長引く咳は喘息の前段階…まずは疑うべき3つの疾患とは

写真はイメージ
写真はイメージ(C)日刊ゲンダイ

 今の時季、インフルエンザや風邪、花粉症で咳は比較的“身近な”症状だが、ほかの症状は治っているのに咳だけが2週間以上続く場合は、ほかの原因を疑ったほうがいい。よくある3つの疾患について、呼吸器内科専門医の池袋大谷クリニック・大谷義夫院長に話を聞いた。

「咳に加えて高熱があれば、ほとんどの人が医療機関を受診するでしょう。しかし、ほぼ咳だけの場合は放置してしまいがちです。早めに受診していれば……というケースも珍しくありません」

■咳喘息

 長引く咳で最もよく見られる原因が「咳喘息」だ。咳喘息は、気道が狭くなり、さまざまな刺激に過敏になった状態で、一般的には痰を伴わない咳が続く。ゼイゼイ、ヒューヒューといった喘鳴や呼吸困難はない。肺機能検査や呼気NO検査などで調べられる。あるいは、ほかの疾患がないことを検査で確認した上で、治療に進むこともある。

 この咳喘息は、喘息の前段階ともいわれる。咳喘息の段階であれば吸入ステロイドで完治が見込めるが、治療が遅れて喘息に移行すると、喘息は治らないため、一生付き合っていかなければならない。だからこそ「早めに受診していれば」なのだ。咳喘息の3割が喘息へ移行する。決して少ない数字ではない。

 咳喘息の治療は、ガイドラインでは「吸入ステロイドを2年」とされている。しかし、大半の患者は、数カ月の吸入ステロイドの使用で咳が止まる。
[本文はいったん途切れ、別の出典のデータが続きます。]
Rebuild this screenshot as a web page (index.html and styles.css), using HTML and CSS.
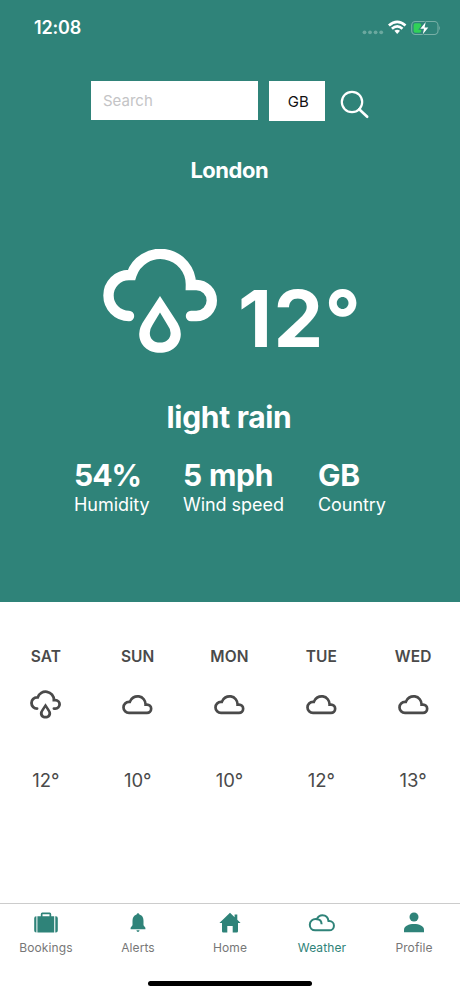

「呼吸器内科医の仲間ともよく話題になりますが、咳が治まったのに吸入ステロイドを2年使い続けるというのは現実的ではありません。また、2年使ったからといって“再発しない”というエビデンスはないのです。そこで私は、患者さんの咳が出なくなり、検査データが正常であれば、薬をやめて様子を見るようにしています」

■副鼻腔炎

 花粉症シーズンに悪化しがちなのが、副鼻腔炎だ。これは呼吸器疾患と密接な関係があることが指摘されており、気管支が広がって元に戻らない気管支拡張症を合併しているケースが多い。CT検査などで分かる。

「副鼻腔炎と気管支拡張症の合併で、日常生活に支障が出るほど咳がひどくなることも。この場合、痰を伴う咳です。少量のマクロライド系抗菌薬で治療ができ、QOLがかなり改善されます」

 副鼻腔炎にはいくつかタイプがあるが、近年、増加しているのが好酸球性副鼻腔炎だ。もし「喘息の治療をきちんと受けているのに、しばしば咳がひどくなる」場合、好酸球性副鼻腔炎の疑いがある。好酸球性副鼻腔炎は喘息との関わりが強く、one airway one disease(気道に生じた同じ炎症の病気)という概念にも含まれるようになった。好酸球性副鼻腔炎の治療が不十分であれば、喘息のコントロールも不十分になる。 

■胃食道逆流症

 胃の内容物が食道に逆流する胃食道逆流症も、長引く咳の原因として多数を占める。肥満、喫煙、猫背、ストレス、腹部を締め付ける、食べ過ぎ、寝る直前の食事、脂肪の多い食事、アルコール、炭酸飲料などが胃食道逆流症に関係している。

「特に、肥満は胃食道逆流症を起こしやすい。咳がひどい時は吸入ステロイドを使い、PPI(プロトンポンプ阻害薬)をはじめとする胃酸の分泌を抑える薬などで胃食道逆流症の症状は改善しても、肥満がそのままでは再発を繰り返しかねない。減量を第一にし、そのほかの胃の内容物の逆流を起こしやすい生活を改めるべきです」

 なお、胃食道逆流症の患者のうち年間1~2%の確率で、食道の粘膜が胃の粘膜と同じ組織に置き換わる「バレット食道」が発生するといわれており、食道がんの一種「バレット食道がん」のリスクがあると指摘されている。